Brick Dust in my Wine: Chris Hutchinson’s A Brief History of the Short-Lived

One way to approach a book of poems is to read it as a collection of evocative lines. Take, for instance, “Then your thought becomes a paper flower / Unfolded by an artless whim / And crumpled up by worrying neuroses / And planted in the heart of reason.” This is a pleasing passage, both rhythmically and intellectually: metaphor and sound working in tandem. An aesthetic akin to surrealism is at work in Hutchinson’s latest collection, and there is a tip-of-the-hat to other poets influenced by surrealism as well with a quotation from Frank O’Hara and a reference to Lorca who “drives into the creature-stew of the valley’s smog / where palmettos with squid-like hats / stand swarming the desert’s shoulders.” In places Hutchinson attempts to manifest line after line of unusual images. While his word-vortex is evocative at times (“Her fingertips, soft as leeches / stroking his white face”), at other times the lines, though still successful, could use a bit of pruning: “One tree… Its green luminescence lives only in the minds / Of its inhabitant birds, sparrows and jays whose / Throats convert the tree’s energy into a thrum / Of hallelujahs.”

Hutchinson’s book asks big questions about the nature of art. There are many references to Art throughout the book, and with titles like “Falling Through a Description,” and a broken sequence called “Representational,” it is clear that questions about representation are central. At times, when Hutchinson’s underbrush of images is a bit too thick, I wonder if obfuscation is the poet’s intent. Much of the strangeness succeeds: “Crickets have cursed the summer out / and unstitched each sequined consonant // from its vowel.” But I’m less sure here: “A shimmer of nerves waylaid by feasting. / Tiny chimes of dust seasoning his tissues.” I believe his consonants have sequins but am less sure that his dust chimes. Believability is hard to quantify. When attempting to discover meaning (or pleasure) from obscure lines of verse, the question arises: does the effort pay off? The thing about Lorca is that we believe him. His poems feel emotionally invested. O’Hara’s combination of brevity and swagger results in readerly bliss.

What interests Hutchinson are the gaps between the written word and experience: in “Representational” he writes, “It’s cold. What exits / beyond sensory data?” Indeed, what does exist beyond our knowing? Or is knowing all that exists? Fodder for poets and philosophers through the ages. Consider, “My pen dissolving / upon contact with the page” (mind the gap between pen and page); “the page knowing nothing of breath” (again, mind the gap); “the immaterial / stuff of attention” (again—careful—a gap).
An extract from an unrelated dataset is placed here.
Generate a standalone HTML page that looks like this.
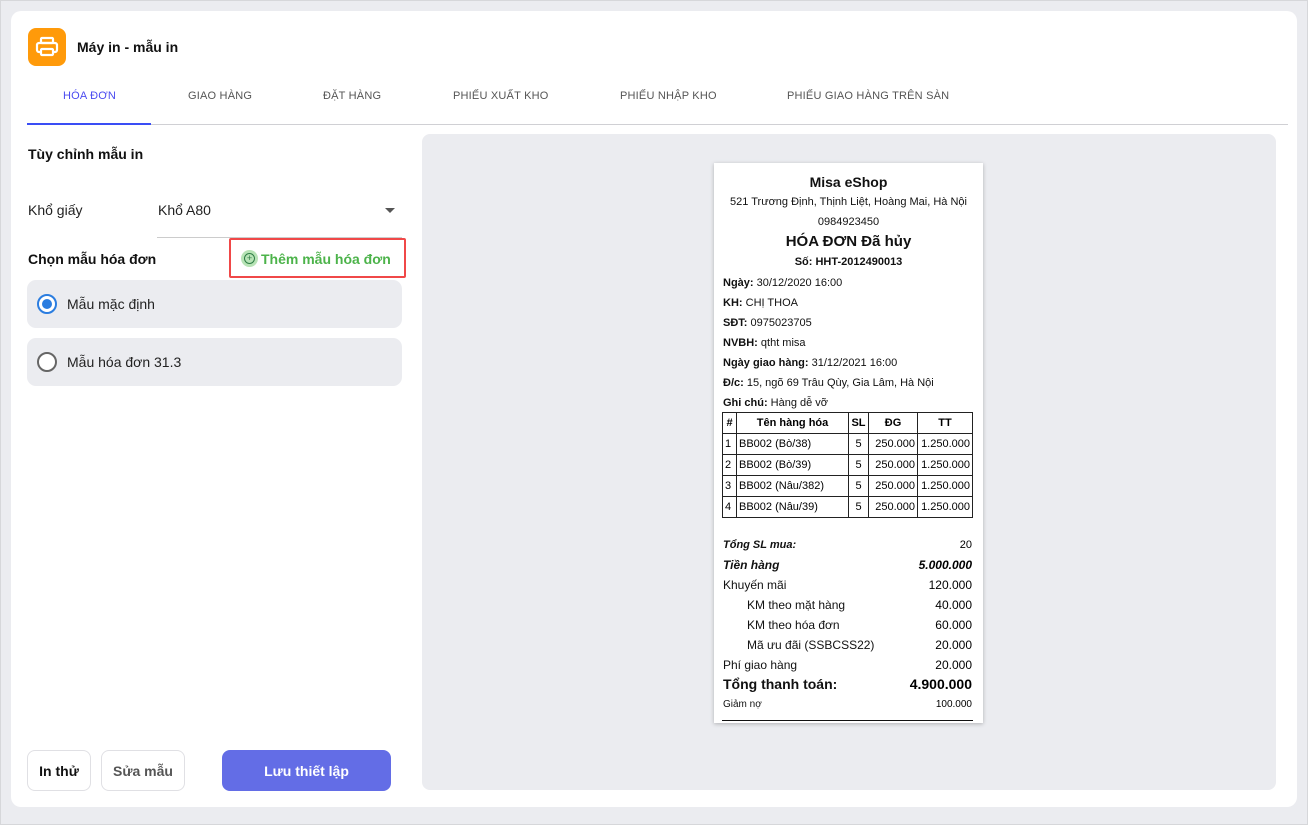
<!DOCTYPE html>
<html><head><meta charset="utf-8"><style>
*{box-sizing:border-box;margin:0;padding:0}
body{width:1308px;height:825px;background:#ebecf0;font-family:"Liberation Sans",Arial,sans-serif;position:relative;overflow:hidden}
.a{position:absolute;white-space:nowrap}
.card{position:absolute;left:11px;top:11px;width:1286px;height:796px;background:#fff;border-radius:10px}
.tab{position:absolute;top:90px;font-size:11px;color:#555;letter-spacing:.2px}
.opt{position:absolute;left:27px;width:375px;height:48px;background:#ebecf0;border-radius:9px}
.rad{position:absolute;left:10px;top:14px;width:20px;height:20px;border-radius:50%;border:2px solid #666;background:#fff}
.btn{position:absolute;top:750px;height:41px;border:1px solid #e0e0e4;border-radius:8px;font-size:14px;font-weight:bold;display:flex;align-items:center;justify-content:center;background:#fff}
.r{position:absolute;font-size:11px;color:#111;white-space:nowrap}
.rr{position:absolute;right:11px;font-size:11px;white-space:nowrap;text-align:right}
table{position:absolute;left:8px;top:249px;border-collapse:collapse;font-size:11px}
td{border:1px solid #222;height:21px;padding:0 2px}
</style></head><body>
<div class="a" style="left:0;top:0;width:1308px;height:825px;border:1px solid #d6d7da"></div>
<div class="card"></div>
<div class="a" style="left:28px;top:28px;width:38px;height:38px;background:#ff9a0a;border-radius:8px">
<svg width="38" height="38" viewBox="0 0 38 38" fill="none" stroke="#fff" stroke-width="2.2"><rect x="13" y="10" width="12" height="5" rx="1"/><rect x="9" y="15" width="20" height="9" rx="2"/><rect x="13" y="21" width="12" height="6" rx="1" fill="#ff9a0a"/></svg></div>
<div class="a" style="left:77px;top:39px;font-size:14px;font-weight:bold;color:#111">Máy in - mẫu in</div>
<div class="tab" style="left:63px;color:#4b4bf0">HÓA ĐƠN</div>
<div class="tab" style="left:188px">GIAO HÀNG</div>
<div class="tab" style="left:323px">ĐẶT HÀNG</div>
<div class="tab" style="left:453px">PHIẾU XUẤT KHO</div>
<div class="tab" style="left:620px">PHIẾU NHẬP KHO</div>
<div class="tab" style="left:787px">PHIẾU GIAO HÀNG TRÊN SÀN</div>
<div class="a" style="left:27px;top:124px;width:1261px;height:1px;background:#d0d0d4"></div>
<div class="a" style="left:27px;top:123px;width:124px;height:2px;background:#3a4ef5"></div>
<div class="a" style="left:28px;top:146px;font-size:14px;font-weight:bold;color:#111">Tùy chỉnh mẫu in</div>
<div class="a" style="left:28px;top:202px;font-size:14px;color:#222">Khổ giấy</div>
<div class="a" style="left:158px;top:202px;font-size:14px;color:#222">Khổ A80</div>
<div class="a" style="left:385px;top:208px;width:0;height:0;border-left:5px solid transparent;border-right:5px solid transparent;border-top:5px solid #555"></div>
<div class="a" style="left:157px;top:237px;width:245px;height:1px;background:#ccc"></div>
<div class="a" style="left:28px;top:251px;font-size:14px;font-weight:bold;color:#111">Chọn mẫu hóa đơn</div>
<div class="a" style="left:229px;top:238px;width:177px;height:40px;border:2px solid #f04848;border-radius:2px"></div>
<div class="a" style="left:241px;top:250px;width:17px;height:17px;border-radius:50%;background:#b7e3b5"></div>
<div class="a" style="left:244px;top:253px;width:11px;height:11px;border-radius:50%;border:1.3px solid #2e7d45;font-size:9px;line-height:8px;text-align:center;color:#2e7d45">+</div>
<div class="a" style="left:261px;top:251px;font-size:14px;font-weight:bold;color:#4cb34a">Thêm mẫu hóa đơn</div>
<div class="opt" style="top:280px"><div class="rad" style="border-color:#2b7de0"><div style="position:absolute;left:3px;top:3px;width:10px;height:10px;border-radius:50%;background:#2b7de0"></div></div><div class="a" style="left:40px;top:16px;font-size:14px;color:#222">Mẫu mặc định</div></div>
<div class="opt" style="top:338px"><div class="rad"></div><div class="a" style="left:40px;top:16px;font-size:14px;color:#222">Mẫu hóa đơn 31.3</div></div>
<div class="btn" style="left:27px;width:64px;color:#111">In thử</div>
<div class="btn" style="left:101px;width:84px;color:#555">Sửa mẫu</div>
<div class="btn" style="left:222px;width:169px;background:#636de6;border-color:#636de6;color:#fff">Lưu thiết lập</div>
<div class="a" style="left:422px;top:134px;width:854px;height:656px;background:#ebecf0;border-radius:8px"></div>
<div class="a" style="left:714px;top:163px;width:269px;height:560px;background:#fff;box-shadow:0 1px 4px rgba(0,0,0,.25)">
<div class="r" style="left:0;width:269px;text-align:center;top:11px;font-size:14px;font-weight:bold">Misa eShop</div>
<div class="r" style="left:0;width:269px;text-align:center;top:33px">521 Trương Định, Thịnh Liệt, Hoàng Mai, Hà Nội</div>
<div class="r" style="left:0;width:269px;text-align:center;top:53px">0984923450</div>
<div class="r" style="left:0;width:269px;text-align:center;top:70px;font-size:15px;font-weight:bold">HÓA ĐƠN Đã hủy</div>
<div class="r" style="left:0;width:269px;text-align:center;top:93px;font-weight:bold">Số: HHT-2012490013</div>
<div class="r" style="left:9px;top:114px"><b>Ngày:</b> 30/12/2020 16:00</div>
<div class="r" style="left:9px;top:134px"><b>KH:</b> CHỊ THOA</div>
<div class="r" style="left:9px;top:154px"><b>SĐT:</b> 0975023705</div>
<div class="r" style="left:9px;top:174px"><b>NVBH:</b> qtht misa</div>
<div class="r" style="left:9px;top:194px"><b>Ngày giao hàng:</b> 31/12/2021 16:00</div>
<div class="r" style="left:9px;top:214px"><b>Đ/c:</b> 15, ngõ 69 Trâu Qùy, Gia Lâm, Hà Nội</div>
<div class="r" style="left:9px;top:234px"><b>Ghi chú:</b> Hàng dễ vỡ</div>
<table>
<tr style="font-weight:bold;text-align:center"><td style="width:14px">#</td><td style="width:112px">Tên hàng hóa</td><td style="width:20px">SL</td><td style="width:49px">ĐG</td><td style="width:55px">TT</td></tr>
<tr><td>1</td><td>BB002 (Bò/38)</td><td style="text-align:center">5</td><td style="text-align:right">250.000</td><td style="text-align:right">1.250.000</td></tr>
<tr><td>2</td><td>BB002 (Bò/39)</td><td style="text-align:center">5</td><td style="text-align:right">250.000</td><td style="text-align:right">1.250.000</td></tr>
<tr><td>3</td><td>BB002 (Nâu/382)</td><td style="text-align:center">5</td><td style="text-align:right">250.000</td><td style="text-align:right">1.250.000</td></tr>
<tr><td>4</td><td>BB002 (Nâu/39)</td><td style="text-align:center">5</td><td style="text-align:right">250.000</td><td style="text-align:right">1.250.000</td></tr>
</table>
<div class="r" style="left:9px;top:376px;font-weight:bold;font-style:italic">Tổng SL mua:</div><div class="rr" style="top:376px">20</div>
<div class="r" style="left:9px;top:395px;font-size:12px;font-weight:bold;font-style:italic">Tiền hàng</div><div class="rr" style="top:395px;font-size:12px;font-weight:bold;font-style:italic">5.000.000</div>
<div class="r" style="left:9px;top:415px;font-size:12px">Khuyến mãi</div><div class="rr" style="top:415px;font-size:12px">120.000</div>
<div class="r" style="left:33px;top:435px;font-size:12px">KM theo mặt hàng</div><div class="rr" style="top:435px;font-size:12px">40.000</div>
<div class="r" style="left:33px;top:455px;font-size:12px">KM theo hóa đơn</div><div class="rr" style="top:455px;font-size:12px">60.000</div>
<div class="r" style="left:33px;top:475px;font-size:12px">Mã ưu đãi (SSBCSS22)</div><div class="rr" style="top:475px;font-size:12px">20.000</div>
<div class="r" style="left:9px;top:495px;font-size:12px">Phí giao hàng</div><div class="rr" style="top:495px;font-size:12px">20.000</div>
<div class="r" style="left:9px;top:513px;font-size:14px;font-weight:bold">Tổng thanh toán:</div><div class="rr" style="top:513px;font-size:14px;font-weight:bold">4.900.000</div>
<div class="r" style="left:9px;top:536px;font-size:10px">Giảm nợ</div><div class="rr" style="top:536px;font-size:10px">100.000</div>
<div class="a" style="left:8px;top:557px;width:251px;height:1px;background:#111"></div>
</div>
</body></html>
Good poems breed gaps. Or perhaps gaps breed poems. Regardless, the imagination lives in the gaps when a poem sets out to remind us of the ineffable nature of existence (read, beauty). Sometimes, though, to reach that vague land of beauty, one needs to hear the smack of concrete. Again, think O’Hara. Hutchinson gestures to the unsayable, but we are stuck with the brick and mortar of language. To quote a wine critic, I want “to taste a little more brick dust.” Or to quote Hutchinson “so while Sisyphus / dreams of carting a feather away / in a half-ton truck, we must seek / to ream the citrus from the fruit.”

 

Paul Tyler’s book A Short History of Forgetting (Gaspereau Press) won the 2011 Archibald Lampman award, and his poem “Mr. Doom” appeared in Arc’s children’s poetry issue. He lives in Ottawa.